Archer Aviation (ACHR +0.75%) has taken investors on some wild rides across its history as a publicly traded company. The electric vertical takeoff and landing (eVTOL) aircraft specialist went public through a merger with a special purpose acquisition company (SPAC) in September 2021.
Following the completion of its SPAC merger, the company's share price went on to hit a lifetime high of $14.62 early in October 2025, but it's since seen a dramatic pullback. As of this writing, the stock is down roughly 40% from its peak.
Image source: Archer Aviation.
Uncertainty surrounding the company's path to receiving operational certifications from the Federal Aviation Authority (FAA) and concerns that competitor Joby Aviation (JOBY +1.47%) is further ahead in the race to eVTOL commercialization have been key factors in the pullback. Is Archer Aviation stock yesterday's news?
Is Archer falling behind?
In the commercial robotaxi market, Archer Aviation appears to be behind Joby. Adding another complicating factor, Joby also has the advantage of a resource-rich investment benefactor in the form of Stellantis. These dynamics help explain why Archer's valuation has been losing altitude as its chief U.S.-based eVTOL rival's stock is surging.
With Joby Aviation stock up 53% over the last year and Archer down roughly 18% across the stretch, investor support has clearly shifted toward Joby. On the other hand, it's still way to early to write Archer off. The stock has managed to rise roughly 8% year to date in 2026, outperforming Joby's gain of 1.3% over the period. Interest surrounding the use of Archer's aircraft for defense purposes may explain the recent rise.

NYSE: ACHR
Key Data Points
Archer Aviation currently has a market cap of approximately $5.3 billion, and the company has yet to record any real revenue. That makes the stock a very risky play, particularly as the commercialization outlook for consumer flights in the U.S. market has seemingly shifted in less promising directions.
Archer Aviation posted a net loss of roughly $129 million in last year's third quarter. Meanwhile, actual manufacturing activity remains relatively low. When the company does start ramping up production for its Midnight eVTOLs and other craft, it's virtually certain that the business will see losses surge.
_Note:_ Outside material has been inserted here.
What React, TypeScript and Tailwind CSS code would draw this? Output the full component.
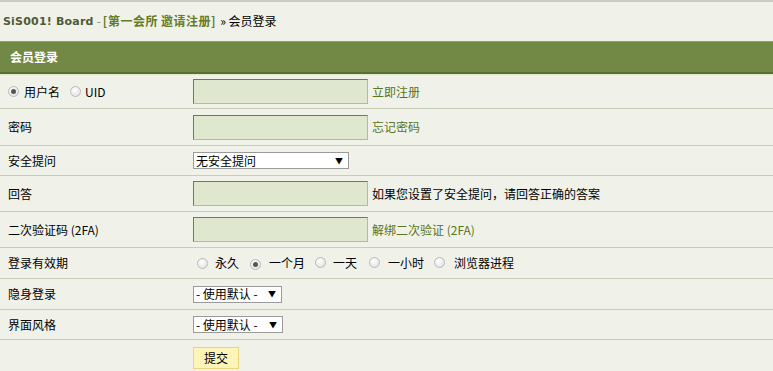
import React from "react";

const F = { fontFamily: '"Noto Sans CJK SC", "Noto Sans", sans-serif' };

function Radio({ checked }: { checked?: boolean }) {
  return (
    <span className="inline-flex h-[11px] w-[11px] shrink-0 items-center justify-center rounded-full border border-[#b9bcb4] bg-[radial-gradient(circle_at_40%_35%,#ffffff,#dcdcdc)]">
      {checked && <span className="h-[5px] w-[5px] rounded-full bg-[#555]" />}
    </span>
  );
}

function TextInput() {
  return (
    <div className="h-[25px] w-[175px] border border-t-[#6e7959] border-l-[#6e7959] border-b-[#b3bb9e] border-r-[#b3bb9e] bg-[#dfe7cf]" />
  );
}

function Select({ label, w }: { label: string; w: string }) {
  return (
    <div className={`flex h-[17px] items-center justify-between border border-[#9a9a9a] bg-white pl-[2px] pr-[5px] text-[12px] leading-none text-black ${w}`}>
      <span>{label}</span>
      <span className="text-[8px] leading-none">▼</span>
    </div>
  );
}

function Row({ h, label, children }: { h: string; label: React.ReactNode; children: React.ReactNode }) {
  return (
    <div className={`flex items-center border-b border-[#c8cdb8] ${h}`}>
      <div className="w-[193px] shrink-0 pl-[8px] text-[12px] leading-none">{label}</div>
      <div className="flex items-center">{children}</div>
    </div>
  );
}

export default function App() {
  return (
    <div className="h-[371px] w-[773px] overflow-hidden bg-[#f0f2ea] text-black" style={F}>
      <div className="flex h-[41px] items-center border-t-2 border-[#c9ccc1] pl-[3px] pb-[1px] text-[12px] leading-none">
        <span className="text-[11px] font-bold tracking-[0.2px] text-[#4f5a38]" style={{ fontFamily: '"DejaVu Sans", sans-serif' }}>
          SiS001! Board
        </span>
        <span className="ml-[3px] mr-[2px] text-[#888]">-</span>
        <span className="font-bold tracking-[0.5px] text-[#677b26]">[第一会所 邀请注册]</span>
        <span className="ml-[4px]">» 会员登录</span>
      </div>
      <div className="border-t border-[#939d78]">
        <div className="flex h-[30px] items-center bg-[#728945] pl-[10px] text-[12px] font-bold leading-none text-white">
          会员登录
        </div>
        <div className="h-[2px] bg-[#5b6e33]" />
        <div className="h-[1px] bg-[#dfe9c9]" />
      </div>
      <Row
        h="h-[34px]"
        label={
          <span className="flex items-center">
            <Radio checked />
            <span className="ml-[5px]">用户名</span>
            <span className="ml-[10px]"><Radio /></span>
            <span className="ml-[4px]">UID</span>
          </span>
        }
      >
        <TextInput />
        <span className="ml-[4px] text-[12px] leading-none text-[#587520]">立即注册</span>
      </Row>
      <Row h="h-[37px]" label="密码">
        <TextInput />
        <span className="ml-[4px] text-[12px] leading-none text-[#587520]">忘记密码</span>
      </Row>
      <Row h="h-[30px]" label="安全提问">
        <Select label="无安全提问" w="w-[156px]" />
      </Row>
      <Row h="h-[36px]" label="回答">
        <TextInput />
        <span className="ml-[4px] text-[12px] leading-none">如果您设置了安全提问，请回答正确的答案</span>
      </Row>
      <Row h="h-[36px]" label="二次验证码 (2FA)">
        <TextInput />
        <span className="ml-[4px] text-[12px] leading-none text-[#587520]">解绑二次验证 (2FA)</span>
      </Row>
      <Row h="h-[31px]" label="登录有效期">
        <div className="flex items-center pl-[4px] text-[12px] leading-none">
          <Radio />
          <span className="ml-[7px]">永久</span>
          <span className="ml-[11px]"><Radio checked /></span>
          <span className="ml-[8px]">一个月</span>
          <span className="ml-[10px]"><Radio /></span>
          <span className="ml-[7px]">一天</span>
          <span className="ml-[12px]"><Radio /></span>
          <span className="ml-[8px]">一小时</span>
          <span className="ml-[10px]"><Radio /></span>
          <span className="ml-[9px]">浏览器进程</span>
        </div>
      </Row>
      <Row h="h-[31px]" label="隐身登录">
        <Select label="- 使用默认 -" w="w-[89px]" />
      </Row>
      <Row h="h-[30px]" label="界面风格">
        <Select label="- 使用默认 -" w="w-[90px]" />
      </Row>
      <div className="flex h-[32px] items-end pb-[3px] pl-[193px]">
        <div className="flex h-[22px] w-[46px] items-center justify-center border border-[#e9d681] bg-[#fff4b8] text-[12px] leading-none">
          提交
        </div>
      </div>
    </div>
  );
}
This makes it likely that the company will need to take on new debt or sell new stock and dilute existing shareholders.
Archer still has a feasible path to success in the consumer air taxi market, but the overall business category remains unproven -- and its biggest rival may be further ahead in the category. With that in mind, potential bullish catalysts for the stock in 2026 appear to have become more weighted toward defense applications.